Oddly there is barely any info on the net on these. I am doing the one for candida, number 7.
 
Messages
9
Location
Norway
Really enjoyed the compleat idiots guide, gave me some good laughs :)

During my BTD years I tended very heavily on the meats side (much because a host of food sensitivities, little knowledge just moving out on my own and terribly small selection of foods in Norway). I believe I have balanced that more the later years as I moved along focusing more on whole foods and quality food sources.

I've had lots of tests the last two years with this post-viral fatigue. Just 1,5 weeks ago I did a lumbar punture, which I finally recovered from, and waiting for results. Not really expecting much, as the norwegian health care providers don't seem to care much as long as results are just somewhat outside reference range.. And the set of tests my GP can order is very restricted. Been looking for the best way to get a methylation pathways panel ordered, and what else might be useful. Been considering a few practitioners in the US, but recently been too weak to travel that far, so now looking for options in Europe unless I can get rested up for a trip.. Already have my 23andme results with lots of MTHFR homozygous mutations etc, and a stool test showing no lacto, low bifido, high alpha/gamma strep spp and low Secretory IgA - so requested bacteriotherapy-treatment at my local hospital, but no response from the professor yet..

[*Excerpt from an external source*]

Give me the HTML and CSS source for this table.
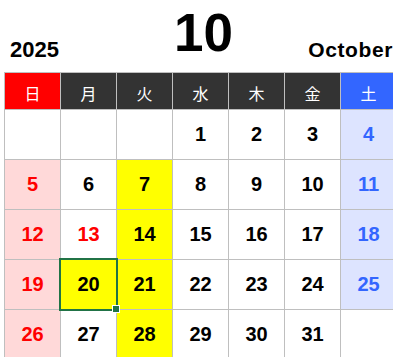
FILE: index.html
```html
<!DOCTYPE html>
<html lang="ja">
<head>
<meta charset="utf-8">
<link rel="stylesheet" href="styles.css">
</head>
<body>
<div class="page">
  <div class="title">
    <div class="year">2025</div>
    <div class="month">10</div>
    <div class="month-en">October</div>
  </div>
  <div class="cal">
    <div class="wd sun">日</div>
    <div class="wd">月</div>
    <div class="wd">火</div>
    <div class="wd">水</div>
    <div class="wd">木</div>
    <div class="wd">金</div>
    <div class="wd sat">土</div>

    <div class="d"></div>
    <div class="d"></div>
    <div class="d"></div>
    <div class="d">1</div>
    <div class="d">2</div>
    <div class="d">3</div>
    <div class="d sat">4</div>

    <div class="d sun">5</div>
    <div class="d">6</div>
    <div class="d hl">7</div>
    <div class="d">8</div>
    <div class="d">9</div>
    <div class="d">10</div>
    <div class="d sat">11</div>

    <div class="d sun">12</div>
    <div class="d hol">13</div>
    <div class="d hl">14</div>
    <div class="d">15</div>
    <div class="d">16</div>
    <div class="d">17</div>
    <div class="d sat">18</div>

    <div class="d sun">19</div>
    <div class="d hl sel">20<span class="handle"></span></div>
    <div class="d hl">21</div>
    <div class="d">22</div>
    <div class="d">23</div>
    <div class="d">24</div>
    <div class="d sat">25</div>

    <div class="d sun">26</div>
    <div class="d">27</div>
    <div class="d hl">28</div>
    <div class="d">29</div>
    <div class="d">30</div>
    <div class="d">31</div>
    <div class="d"></div>
  </div>
</div>
</body>
</html>
```
FILE: styles.css
```css
html, body {
  margin: 0;
  padding: 0;
  background: #ffffff;
  overflow: hidden;
}
body {
  width: 393px;
  height: 357px;
  font-family: "Liberation Sans", Arial, sans-serif;
}
.page {
  padding-left: 4px;
}
.title {
  width: 392px;
  height: 72px;
  display: grid;
  grid-template-columns: 1fr auto 1fr;
  align-items: end;
  color: #000;
  font-weight: bold;
}
.year {
  font-size: 22px;
  padding-left: 6px;
  padding-bottom: 11px;
  line-height: 1;
}
.month {
  font-size: 53px;
  line-height: 1;
  padding-left: 7px;
  padding-bottom: 13px;
}
.month-en {
  font-size: 21px;
  letter-spacing: 0.6px;
  line-height: 1;
  justify-self: end;
  padding-right: 3px;
  padding-bottom: 12px;
}
.cal {
  display: grid;
  grid-template-columns: repeat(7, 55px);
  grid-template-rows: 36px repeat(5, 49px);
  gap: 1px;
  padding: 1px;
  background: #bfbfbf;
  width: max-content;
}
.wd {
  background: #333333;
  color: #ffffff;
  font-family: "Noto Sans CJK JP", sans-serif;
  font-size: 16px;
  display: flex;
  align-items: center;
  justify-content: center;
  padding-top: 3px;
  box-sizing: border-box;
}
.wd.sun { background: #ff0000; }
.wd.sat { background: #3366ff; }
.d {
  background: #ffffff;
  color: #000000;
  font-weight: bold;
  font-size: 20px;
  display: flex;
  align-items: center;
  justify-content: center;
  position: relative;
}
.d.sun { background: #ffd9d9; color: #ff0000; }
.d.sat { background: #dde4ff; color: #3366ff; }
.d.hol { color: #ff0000; }
.d.hl { background: #ffff00; }
.d.sel {
  outline: 2px solid #217346;
  outline-offset: 0px;
  z-index: 2;
}
.handle {
  position: absolute;
  right: -4px;
  bottom: -4px;
  width: 6px;
  height: 6px;
  background: #217346;
  border: 1px solid #ffffff;
  box-sizing: content-box;
}
```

If you have any suggestions for specific testing (and where I can read up on why it's important/how to act on the results) I'm very interested.

I've been recommended the Immune Factor earlier by a neurosensory/neuroimmune practitioner I consulted with last year (who also ordered the first MTHFR test), but since there's milk solids in it I've decided against it. I'm very sensitive to lactose, whey and caseine - just some lactose in a sleeping medication my neurologist talked me into trying put me into a two month sinusitis spiral I'm still not completely cleared of..
 

Gestalt

Senior Member
Messages
251
Location
Canada
You could do a MAP test from genova.
http://healthremedies.com/metabolic_analysis_profile_genova_diagnostics.html
Click on "sample report" on right hand side to see what it gives.
http://www.gdx.net/uk/product/53

Or something like the Metametrix ION panel

These are comprehensive panels that cover all the basics usually. It's standard procedure for most well educated "alternative" & functional medicine based doctors.

If you think you have an issue with something, try searching the Genova, Metametrix & Doctor's Data sites. Look through sample reports and interpretive guides. This will give you further hints to narrow things down. Most of the things they test for are actionable, sometimes it's hard to find the info though. Sometimes they only release certain info to practitioners.